L’inégalable Fabrice Caro persiste et signe avec ce nouveau roman mettant en scène son archétype narratif, que l’on retrouve depuis Le Discours, à savoir l’éternel loser empêtré dans une situation dont il ne peut se défaire à force de capitulations plus ou moins muettes et de revendications autocensurées.
Notre héros malheureux est ici Boris, un scénariste solitaire dont le propos de sa création Les servitudes silencieuses a été remarqué par « les gens du milieu ». L’euphorie est de mise, bien évidemment, et Boris projette déjà ses répliques dans la bouche de Louis Garrel le sublime et Mélanie Thierry la magnifique. Poésie, finesse d’esprit et trouvailles scénaristiques : son texte est destiné à être un succès. Il peut compter sur l’enthousiasme débordant d’Aurélie, une professeur en études cinématographiques rencontrée lors d’une soirée, pour nourrir et encourager son fantasme créatif en bonne voie de devenir réalité.
« Subitement, tout devenait concret, en quelques mots il scellait une réalité. Le scénario quittait son lit de papier pour enfin s’incarner, il s’apprêtait à être lu par des êtres de chair qui allaient donner vie à mon histoire. » (p.8)
Mais lorsqu’un premier mail suivi d’une rencontre avec les chargés de production arrivent, Boris déchante : on lui demande de revoir tel personnage, tel enjeu dramatique, tel acteur envisagé parce que ce sera « beaucoup mieux », « formidable ». Peu à peu, c’est tout son projet qui est dénaturé au profit d’une vulgarisation artistique supposée réconcilier les foules avec le septième art.
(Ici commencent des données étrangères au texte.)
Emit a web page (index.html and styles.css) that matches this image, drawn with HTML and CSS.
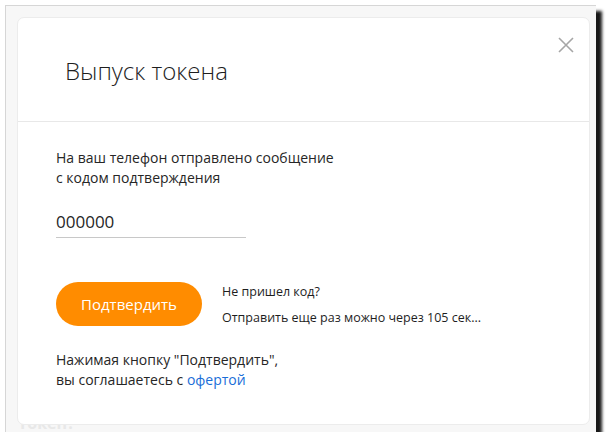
FILE: index.html
```html
<!DOCTYPE html>
<html lang="ru">
<head>
    <meta charset="UTF-8">
    <meta name="viewport" content="width=device-width, initial-scale=1.0">
    <title>Выпуск токена</title>
    <link rel="stylesheet" href="styles.css">
</head>
<body>
    <div class="window">
        <!-- Faded page behind the modal -->
        <div class="backdrop-text">Токен?</div>

        <div class="modal">
            <button class="modal-close" aria-label="Закрыть">
                <svg width="16" height="16" viewBox="0 0 16 16">
                    <path d="M1 1 L15 15 M15 1 L1 15" stroke="#a6a6a6" stroke-width="1.6" fill="none"/>
                </svg>
            </button>

            <div class="modal-header">
                <h2>Выпуск токена</h2>
            </div>

            <div class="modal-body">
                <p class="info">На ваш телефон отправлено сообщение<br>с кодом подтверждения</p>

                <input type="text" class="code-input" value="000000">

                <div class="actions">
                    <button class="btn-confirm">Подтвердить</button>
                    <div class="resend">
                        <div>Не пришел код?</div>
                        <div>Отправить еще раз можно через 105 сек...</div>
                    </div>
                </div>

                <p class="agreement">Нажимая кнопку "Подтвердить",<br>вы соглашаетесь с <a href="#">офертой</a></p>
            </div>
        </div>
    </div>
</body>
</html>
```

FILE: styles.css
```css
body {
    margin: 0;
    padding: 0;
    background-color: #ffffff;
    font-family: "Open Sans", Arial, sans-serif;
    color: #222;
}
.window {
    position: relative;
    margin: 5px 0 0 5px;
    width: 591px;
    height: 427px;
    box-sizing: border-box;
    padding: 11px 0 0 11px;
    background-color: #f7f7f7;
    border-top: 1px solid #d6d6d6;
    border-left: 1px solid #d6d6d6;
    box-shadow: 6px 6px 3px rgba(0, 0, 0, 0.9);
}
.backdrop-text {
    position: absolute;
    left: 12px;
    bottom: -2px;
    font-size: 16px;
    font-weight: 700;
    color: #e8e8e8;
}
.modal {
    position: relative;
    width: 573px;
    height: 408px;
    box-sizing: border-box;
    background-color: white;
    border: 1px solid #ececec;
    border-radius: 7px;
}
.modal-close {
    position: absolute;
    top: 19px;
    right: 15px;
    background: none;
    border: none;
    padding: 0;
    cursor: pointer;
    line-height: 0;
}
.modal-header {
    height: 104px;
    box-sizing: border-box;
    padding: 37px 0 0 47px;
    border-bottom: 1px solid #e8e8e8;
}
.modal-header h2 {
    margin: 0;
    font-size: 24px;
    font-weight: 300;
    color: #1e1e1e;
    line-height: 32px;
}
.modal-body {
    padding: 26px 38px 0;
}
.info {
    margin: 0;
    font-size: 14px;
    line-height: 20px;
    color: #262626;
}
.code-input {
    display: block;
    margin-top: 22px;
    width: 190px;
    padding: 0 0 4px;
    border: none;
    border-bottom: 1px solid #c8c8c8;
    font-family: "Open Sans", Arial, sans-serif;
    font-size: 17px;
    color: #262626;
    outline: none;
}
.actions {
    display: flex;
    align-items: center;
    gap: 20px;
    margin-top: 44px;
}
.btn-confirm {
    width: 146px;
    height: 44px;
    background-color: #ff8c00;
    color: white;
    border: none;
    border-radius: 22px;
    font-family: "Open Sans", Arial, sans-serif;
    font-size: 15px;
    cursor: pointer;
}
.resend {
    display: flex;
    flex-direction: column;
    gap: 9px;
    font-size: 12.5px;
    color: #1e1e1e;
}
.agreement {
    margin: 24px 0 0;
    font-size: 14px;
    line-height: 20px;
    color: #262626;
}
.agreement a {
    color: #1a6ed8;
    text-decoration: none;
}
```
Boris est bien ennuyé : doit-il obtempérer à ces « indications » indigestes et plier pour mieux faire bouillir la marmite ? Ou doit-il au contraire revendiquer l’originalité de sa création, quitte à paraître élitiste ?
Boris tergiverse, s’embourbe. La situation empire lorsqu’il s’enferme dans des mensonges involontaires pour rassurer Aurélie de la bonne avancée de son scénario ou confirmer la présence de Garrel et de Thierry à un festival de cinéma.
« Alors alors alors tout s’effondre, les fondations, les murs porteurs et le reste. Alors alors alors une longue marche en plein désert et l’oasis est un mirage. Alors alors alors un couteau sauce madère dans le dos. » (p.61)
« Existe-t-il un stade, ou une dimension, où l’accumulation de mensonges engendre une nouvelle vérité ? » (p.121)
Dépossédé de son œuvre, l’artiste devient artisan, témoignant seulement d’un évident savoir-faire pour rassasier de son texte les masses abêties. Au prix d’un reniement personnel et professionnel assumé ?
« Je ne suis pas bien sûr de comprendre la situation. La sensation que tout m’échappe, mon histoire, mon projet, ma vie. » (p.142)
Fabrice Caro dénonce avec pertinence et avec l’humour ciselé qu’on lui connaît le consumérisme culturel et l’appauvrissement intellectuel dont les médias sont en partie responsables (les personnalités épinglées – même si anonymées – sont décrites de façon jouissive !). A l’inverse, ce Journal d’un scénario est à lui seul un texte d’une richesse folle : les références cinématographiques sont nombreuses, éclectiques, pensées et fouillées. Autant dire que la maîtrise du sujet est exceptionnelle.
Mise en abyme du scénario dans le journal dans le roman, ce nouveau récit de Fabrice Caro questionne la liberté des artistes à créer. A quelles contingences l’art peut-il ou doit-il se soumettre ? N’existe-t-il d’artistes que libres et que d’art(s) libéré(s) ? Passons le relai aux philosophes…
Journal d’un scénario, Fabrice CARO, éditions GALLIMARD, collection Sygne, 2023, 189 pages, 19.50€.